Human skin tone is not pure white or pure black; that is one reason why gray cards are based on 18-percent gray reflectance and light meters are calibrated to a luminance value equivalent to 12-percent gray reflectance, thus a neutral tone that closely matches the middle point from full white to full black. When we take the 90-percent rule into account, we adjust from the light meter reading value—if a model’s skin tone is darker than average skin tone, we open up about one-third of an f/stop, if the model’s skin is lighter than average, we stop down about a third of an f/stop. Light meters only give starting points based on luminance and reflectance.
I also wanted to make the photo more interesting as most photographers would normally take a photo of a blonde model wearing all white with a black background, so the whites would not bleed into each other. I wanted to make it interesting, white on white, high-key, so we added a white chair for the model to sit upon, and then placed clear plexiglass underneath the chair to capture a mirrored type reflection. Furthermore, we also decided to light the whole set with only one light. This is easily achieved by taking into account the Inverse Square Law and the Law of Reflectance, plus the 90-percent rule of light.
The first challenge was to light the high-key set so the background would photograph as a true white without any shadows from the subject or the chair. Photographers traditionally light high-key sets by placing two-lights close to the background, then pointing them directly at the background. Depending on how white the photographer wants the background, they adjust their main subject light output to either match or be at least a half to full f/stop less than the background lights. The problem with this is they rarely take their subject’s skin reflectance into account while making these adjustments.

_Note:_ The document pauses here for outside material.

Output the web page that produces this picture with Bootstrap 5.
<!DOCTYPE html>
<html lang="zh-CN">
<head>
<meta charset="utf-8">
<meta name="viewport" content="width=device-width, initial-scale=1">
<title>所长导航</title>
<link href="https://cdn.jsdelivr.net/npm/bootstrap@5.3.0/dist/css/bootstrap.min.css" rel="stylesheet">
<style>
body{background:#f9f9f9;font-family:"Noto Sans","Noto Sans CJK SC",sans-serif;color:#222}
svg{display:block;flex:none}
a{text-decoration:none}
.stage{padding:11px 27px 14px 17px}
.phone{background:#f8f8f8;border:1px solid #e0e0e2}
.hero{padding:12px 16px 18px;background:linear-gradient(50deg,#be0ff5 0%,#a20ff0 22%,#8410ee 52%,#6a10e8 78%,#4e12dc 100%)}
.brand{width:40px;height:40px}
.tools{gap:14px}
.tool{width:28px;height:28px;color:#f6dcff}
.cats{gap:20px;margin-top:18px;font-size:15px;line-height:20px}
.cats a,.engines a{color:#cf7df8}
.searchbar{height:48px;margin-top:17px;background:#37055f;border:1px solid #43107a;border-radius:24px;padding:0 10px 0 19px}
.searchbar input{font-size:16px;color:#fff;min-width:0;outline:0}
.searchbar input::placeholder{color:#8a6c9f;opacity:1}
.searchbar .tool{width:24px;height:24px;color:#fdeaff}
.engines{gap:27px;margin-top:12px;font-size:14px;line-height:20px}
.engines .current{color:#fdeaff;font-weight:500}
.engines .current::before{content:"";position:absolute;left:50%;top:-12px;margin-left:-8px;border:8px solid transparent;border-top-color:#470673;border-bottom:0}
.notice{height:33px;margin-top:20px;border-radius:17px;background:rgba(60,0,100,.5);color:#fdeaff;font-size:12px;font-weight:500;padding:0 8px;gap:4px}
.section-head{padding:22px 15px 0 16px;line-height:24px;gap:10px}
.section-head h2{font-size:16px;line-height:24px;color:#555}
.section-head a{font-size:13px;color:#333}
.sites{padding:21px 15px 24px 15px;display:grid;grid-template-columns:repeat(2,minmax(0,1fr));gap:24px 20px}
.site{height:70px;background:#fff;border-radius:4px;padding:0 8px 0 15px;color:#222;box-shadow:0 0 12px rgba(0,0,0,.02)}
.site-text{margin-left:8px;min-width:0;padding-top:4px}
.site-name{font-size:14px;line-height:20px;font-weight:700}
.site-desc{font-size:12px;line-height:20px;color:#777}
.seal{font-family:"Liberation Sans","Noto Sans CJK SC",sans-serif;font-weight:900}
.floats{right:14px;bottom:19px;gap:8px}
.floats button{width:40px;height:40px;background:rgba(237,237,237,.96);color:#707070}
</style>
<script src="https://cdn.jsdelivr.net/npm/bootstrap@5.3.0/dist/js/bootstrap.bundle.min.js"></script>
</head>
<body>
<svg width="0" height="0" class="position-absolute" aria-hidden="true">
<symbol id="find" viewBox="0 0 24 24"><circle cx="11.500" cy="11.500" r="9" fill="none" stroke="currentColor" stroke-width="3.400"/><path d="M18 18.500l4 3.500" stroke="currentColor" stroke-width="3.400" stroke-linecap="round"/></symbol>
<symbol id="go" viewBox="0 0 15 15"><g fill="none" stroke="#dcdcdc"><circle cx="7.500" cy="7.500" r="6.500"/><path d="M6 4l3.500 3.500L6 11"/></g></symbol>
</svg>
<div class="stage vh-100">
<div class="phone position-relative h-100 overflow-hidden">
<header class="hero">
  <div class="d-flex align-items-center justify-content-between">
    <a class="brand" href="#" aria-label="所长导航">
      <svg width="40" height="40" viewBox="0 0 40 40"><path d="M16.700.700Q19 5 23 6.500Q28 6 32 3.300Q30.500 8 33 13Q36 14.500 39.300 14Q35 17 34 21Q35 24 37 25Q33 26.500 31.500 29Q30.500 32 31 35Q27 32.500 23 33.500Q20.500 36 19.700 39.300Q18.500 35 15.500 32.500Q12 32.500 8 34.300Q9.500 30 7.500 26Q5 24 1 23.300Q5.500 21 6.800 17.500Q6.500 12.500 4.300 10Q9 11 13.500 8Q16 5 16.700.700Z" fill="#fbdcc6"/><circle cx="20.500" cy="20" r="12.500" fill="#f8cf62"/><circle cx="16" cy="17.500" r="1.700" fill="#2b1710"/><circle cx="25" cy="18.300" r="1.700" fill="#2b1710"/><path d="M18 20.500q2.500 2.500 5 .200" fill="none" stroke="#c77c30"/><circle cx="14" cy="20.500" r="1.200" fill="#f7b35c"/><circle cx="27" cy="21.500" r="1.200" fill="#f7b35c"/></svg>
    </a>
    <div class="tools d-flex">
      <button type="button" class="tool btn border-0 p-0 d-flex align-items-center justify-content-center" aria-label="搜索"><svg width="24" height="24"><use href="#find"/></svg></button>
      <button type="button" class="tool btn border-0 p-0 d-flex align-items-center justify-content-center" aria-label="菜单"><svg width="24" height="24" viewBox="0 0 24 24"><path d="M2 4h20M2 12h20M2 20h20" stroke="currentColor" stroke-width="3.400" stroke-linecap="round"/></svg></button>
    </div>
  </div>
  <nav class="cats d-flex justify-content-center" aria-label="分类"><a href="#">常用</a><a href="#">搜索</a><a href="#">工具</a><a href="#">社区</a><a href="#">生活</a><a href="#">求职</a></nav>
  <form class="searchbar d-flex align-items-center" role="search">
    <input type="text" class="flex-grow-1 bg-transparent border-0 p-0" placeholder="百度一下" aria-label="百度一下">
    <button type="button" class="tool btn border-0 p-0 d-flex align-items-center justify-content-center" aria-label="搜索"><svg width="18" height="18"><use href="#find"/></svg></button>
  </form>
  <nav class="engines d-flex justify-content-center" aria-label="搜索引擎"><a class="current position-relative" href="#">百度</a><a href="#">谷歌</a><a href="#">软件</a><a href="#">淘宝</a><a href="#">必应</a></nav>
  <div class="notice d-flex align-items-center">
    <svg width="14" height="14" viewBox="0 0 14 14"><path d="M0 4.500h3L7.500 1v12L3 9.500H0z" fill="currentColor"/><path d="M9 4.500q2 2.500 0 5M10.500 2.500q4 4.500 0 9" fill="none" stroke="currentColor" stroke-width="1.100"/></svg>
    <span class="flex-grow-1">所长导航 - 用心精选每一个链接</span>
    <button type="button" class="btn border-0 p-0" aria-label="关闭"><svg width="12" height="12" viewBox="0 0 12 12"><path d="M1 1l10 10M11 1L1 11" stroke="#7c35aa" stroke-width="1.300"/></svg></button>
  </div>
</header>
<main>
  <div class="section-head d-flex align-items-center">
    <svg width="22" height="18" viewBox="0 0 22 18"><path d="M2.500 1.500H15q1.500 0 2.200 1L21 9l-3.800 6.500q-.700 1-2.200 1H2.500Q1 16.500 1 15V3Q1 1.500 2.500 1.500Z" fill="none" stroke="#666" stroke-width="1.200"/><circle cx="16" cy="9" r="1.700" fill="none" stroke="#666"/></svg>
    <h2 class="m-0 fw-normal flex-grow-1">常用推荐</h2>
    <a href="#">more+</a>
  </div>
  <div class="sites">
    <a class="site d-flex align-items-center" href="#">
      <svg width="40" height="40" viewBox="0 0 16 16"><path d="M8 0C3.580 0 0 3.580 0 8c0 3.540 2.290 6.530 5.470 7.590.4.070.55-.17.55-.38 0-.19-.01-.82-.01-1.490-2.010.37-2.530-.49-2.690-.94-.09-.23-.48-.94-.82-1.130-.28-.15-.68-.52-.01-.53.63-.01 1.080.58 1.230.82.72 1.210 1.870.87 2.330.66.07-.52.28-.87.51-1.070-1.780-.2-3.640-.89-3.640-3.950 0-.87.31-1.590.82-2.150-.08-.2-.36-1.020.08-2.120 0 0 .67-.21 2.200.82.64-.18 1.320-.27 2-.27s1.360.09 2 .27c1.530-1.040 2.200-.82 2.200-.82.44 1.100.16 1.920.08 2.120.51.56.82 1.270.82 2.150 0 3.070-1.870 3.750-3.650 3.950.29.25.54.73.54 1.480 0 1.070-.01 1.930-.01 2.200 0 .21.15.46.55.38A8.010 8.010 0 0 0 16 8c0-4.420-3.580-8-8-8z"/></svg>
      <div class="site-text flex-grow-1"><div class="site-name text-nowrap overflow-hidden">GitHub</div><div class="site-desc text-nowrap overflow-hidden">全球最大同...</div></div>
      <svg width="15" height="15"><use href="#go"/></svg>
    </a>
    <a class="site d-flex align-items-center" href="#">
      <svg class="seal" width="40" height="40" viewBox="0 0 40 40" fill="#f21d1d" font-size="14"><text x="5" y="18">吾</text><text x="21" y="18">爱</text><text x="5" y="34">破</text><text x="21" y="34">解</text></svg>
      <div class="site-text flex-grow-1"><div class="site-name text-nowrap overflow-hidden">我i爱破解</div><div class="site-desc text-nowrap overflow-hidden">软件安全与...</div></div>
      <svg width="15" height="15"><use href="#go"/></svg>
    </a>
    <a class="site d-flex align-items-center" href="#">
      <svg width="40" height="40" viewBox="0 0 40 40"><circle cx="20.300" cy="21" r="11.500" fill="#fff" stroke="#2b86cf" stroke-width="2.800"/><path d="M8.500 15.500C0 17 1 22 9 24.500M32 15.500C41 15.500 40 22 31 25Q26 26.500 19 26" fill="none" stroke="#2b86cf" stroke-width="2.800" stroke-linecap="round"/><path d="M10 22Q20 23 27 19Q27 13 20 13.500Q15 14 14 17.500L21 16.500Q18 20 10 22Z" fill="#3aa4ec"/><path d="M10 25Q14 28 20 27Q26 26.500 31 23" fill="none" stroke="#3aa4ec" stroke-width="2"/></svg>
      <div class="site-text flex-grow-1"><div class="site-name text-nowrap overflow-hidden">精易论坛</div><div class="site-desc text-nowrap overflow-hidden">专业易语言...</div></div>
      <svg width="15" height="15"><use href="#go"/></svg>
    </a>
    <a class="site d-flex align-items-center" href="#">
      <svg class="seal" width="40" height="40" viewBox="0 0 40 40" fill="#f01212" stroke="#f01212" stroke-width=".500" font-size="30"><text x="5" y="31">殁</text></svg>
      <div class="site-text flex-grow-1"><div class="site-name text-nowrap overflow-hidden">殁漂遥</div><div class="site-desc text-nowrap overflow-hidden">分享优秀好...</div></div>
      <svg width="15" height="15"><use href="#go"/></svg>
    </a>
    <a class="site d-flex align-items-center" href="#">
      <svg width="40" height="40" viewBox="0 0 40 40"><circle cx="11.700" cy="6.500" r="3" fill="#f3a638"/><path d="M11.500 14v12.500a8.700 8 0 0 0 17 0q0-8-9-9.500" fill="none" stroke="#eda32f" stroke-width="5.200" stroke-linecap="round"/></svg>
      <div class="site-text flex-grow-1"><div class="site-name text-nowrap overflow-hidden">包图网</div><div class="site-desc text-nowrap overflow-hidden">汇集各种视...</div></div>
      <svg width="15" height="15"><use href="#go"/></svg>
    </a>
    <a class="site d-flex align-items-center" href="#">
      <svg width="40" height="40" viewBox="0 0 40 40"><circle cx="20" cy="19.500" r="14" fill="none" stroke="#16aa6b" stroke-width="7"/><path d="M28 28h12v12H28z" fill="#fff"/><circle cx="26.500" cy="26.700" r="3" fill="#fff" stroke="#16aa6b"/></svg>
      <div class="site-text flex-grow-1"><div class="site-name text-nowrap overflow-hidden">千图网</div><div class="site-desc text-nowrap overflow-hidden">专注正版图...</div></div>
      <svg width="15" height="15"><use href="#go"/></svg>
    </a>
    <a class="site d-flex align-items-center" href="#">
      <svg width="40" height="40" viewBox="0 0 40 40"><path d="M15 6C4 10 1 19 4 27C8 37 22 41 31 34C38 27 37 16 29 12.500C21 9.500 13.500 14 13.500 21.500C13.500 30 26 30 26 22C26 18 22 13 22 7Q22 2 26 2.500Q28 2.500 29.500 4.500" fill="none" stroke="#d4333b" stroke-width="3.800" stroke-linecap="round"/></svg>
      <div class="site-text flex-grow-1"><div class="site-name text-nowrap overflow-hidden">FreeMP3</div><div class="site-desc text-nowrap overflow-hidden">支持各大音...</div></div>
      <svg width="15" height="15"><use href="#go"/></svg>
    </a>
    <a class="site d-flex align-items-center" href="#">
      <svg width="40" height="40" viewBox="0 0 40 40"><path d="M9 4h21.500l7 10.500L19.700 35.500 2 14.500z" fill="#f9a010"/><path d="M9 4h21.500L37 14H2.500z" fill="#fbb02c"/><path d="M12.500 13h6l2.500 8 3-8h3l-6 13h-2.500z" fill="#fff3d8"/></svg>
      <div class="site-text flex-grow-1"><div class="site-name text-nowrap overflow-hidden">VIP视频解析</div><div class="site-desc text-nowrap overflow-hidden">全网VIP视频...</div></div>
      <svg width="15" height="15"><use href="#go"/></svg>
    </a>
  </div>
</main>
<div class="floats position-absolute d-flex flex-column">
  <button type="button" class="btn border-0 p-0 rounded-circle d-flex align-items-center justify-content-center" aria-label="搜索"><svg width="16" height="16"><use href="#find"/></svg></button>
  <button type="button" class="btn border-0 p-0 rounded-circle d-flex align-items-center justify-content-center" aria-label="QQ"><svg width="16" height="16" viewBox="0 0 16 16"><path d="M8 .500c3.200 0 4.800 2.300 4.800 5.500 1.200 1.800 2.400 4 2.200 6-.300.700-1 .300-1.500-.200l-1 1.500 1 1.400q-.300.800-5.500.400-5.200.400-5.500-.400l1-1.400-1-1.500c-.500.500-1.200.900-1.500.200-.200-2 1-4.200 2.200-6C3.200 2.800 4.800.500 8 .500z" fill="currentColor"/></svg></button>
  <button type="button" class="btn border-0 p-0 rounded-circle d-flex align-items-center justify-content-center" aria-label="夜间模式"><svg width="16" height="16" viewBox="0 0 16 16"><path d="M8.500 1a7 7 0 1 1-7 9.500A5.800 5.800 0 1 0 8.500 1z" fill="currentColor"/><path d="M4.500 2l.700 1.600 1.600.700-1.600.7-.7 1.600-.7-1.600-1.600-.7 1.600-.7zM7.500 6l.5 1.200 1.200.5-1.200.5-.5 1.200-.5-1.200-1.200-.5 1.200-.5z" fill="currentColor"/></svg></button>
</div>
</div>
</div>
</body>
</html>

On a high-key set, If we look at the background as a big white reflector, it’s easier to light the set using the Inverse Square Law while considering the Law of Reflectance. The Inverse Square Law Inverse Square Law simply states (in photographic use), when you double the distance of the light to your subject you’ve reduced light intensity falling on your subject to one-fourth of the original amount. Keeping that in mind, if your model is four feet from the background, and the main light is four feet from your model, the light striking the white background is 1/4th the amount striking your subject, thus the light reflecting off that background into the camera lens is 90-percent of that.
Now who has time for that complicated math? I don’t. The easy thing to do is to mark a spot for the model where the light striking her back is 2/3 of an f/stop less than the light striking her in the front, though adjusting for her skin tone under the 90-percent rule. This will give you a perfectly balanced white background with no shadows every time. The easiest way to do that is to place the flash light meter in front of your chest facing the light source and then take your reading. Then without moving your body, place the light meter behind your back and point it at the background and when you fire the flash, you’ll be measuring the light reflected off the white background. You place the meter behind your back to block off the light coming directly from the flash unit.
Take note of your readings and move forward or backward slightly until you get a reading where the background reading is approximately 2/3 of an f/stop value less than the meter reading from the chest pointing at the direct flash unit. Basically you are taking advantage of the Inverse Square Law in this situation to give you a perfect white, all with one light!
The second challenge was to ensure that the whites from the clothes, shoes, chair, etc., would not blend into the background. Here again, this is where the 90-percent rule comes into key play. We simply took two V-flats, with the black side facing the model on each side as close as possible, but out of camera frame. Pure black reflects at least 10-percent of the light that strikes it back with dark tones onto the model’s clothes, the chair, etc., thus putting back detail in the white, which helps give separation from the white background. Basically the V-flats are subtracting reflected light from the whites.
A V-flat is simply two-foam core panels, 1/4-inch thick and available at your local graphics supply house, 4-foot by 8-foot in size, taped together with black tape standing up tall, and closed in a V shape so they can stand up on their own placed on each side of the model. It’s important to place these V-flats as close to your subject as possible for maximum effectiveness, while keeping them out of camera frame. This acts as four large sheets of black around your subject subtracting light.
The third challenge is for the photographer to move until the model’s reflectance is favorable on the plexiglass. The physics rule that applies here is the Angle of Incidence is Equal to the Angle of Reflection, or the Law of Reflection. Basically by having the modeling lamp turned on the Hensel monolight studio flash unit, you move until you see the reflection on the plexiglass through your camera lens.
In the end, we overcame our challenges rather easily and Tess provided some great looks for me to capture a great white on white photograph. It also helped Tess and I had worked together before, the more you work with a subject, the easier it is to capture great photos, especially headshots, or a beauty headshot shot in this case.
There were no real safety concerns during the creation of this white on white photograph was to properly secure the light stand to ensure it wouldn’t fall as the Chimera Oct 57 is rather large and top heavy when attached to the Hensel Integra Pro 1000 monolight. We secured the C-stand with sand bags and ensured the electrical cord ran underneath the light stand so the stand would slide if someone were to trip over the electrical cord. If you do not place your monolight’s power cord under the stand legs, and someone trips over the cord, chances are your light will fall completely over vs. sliding across the floor.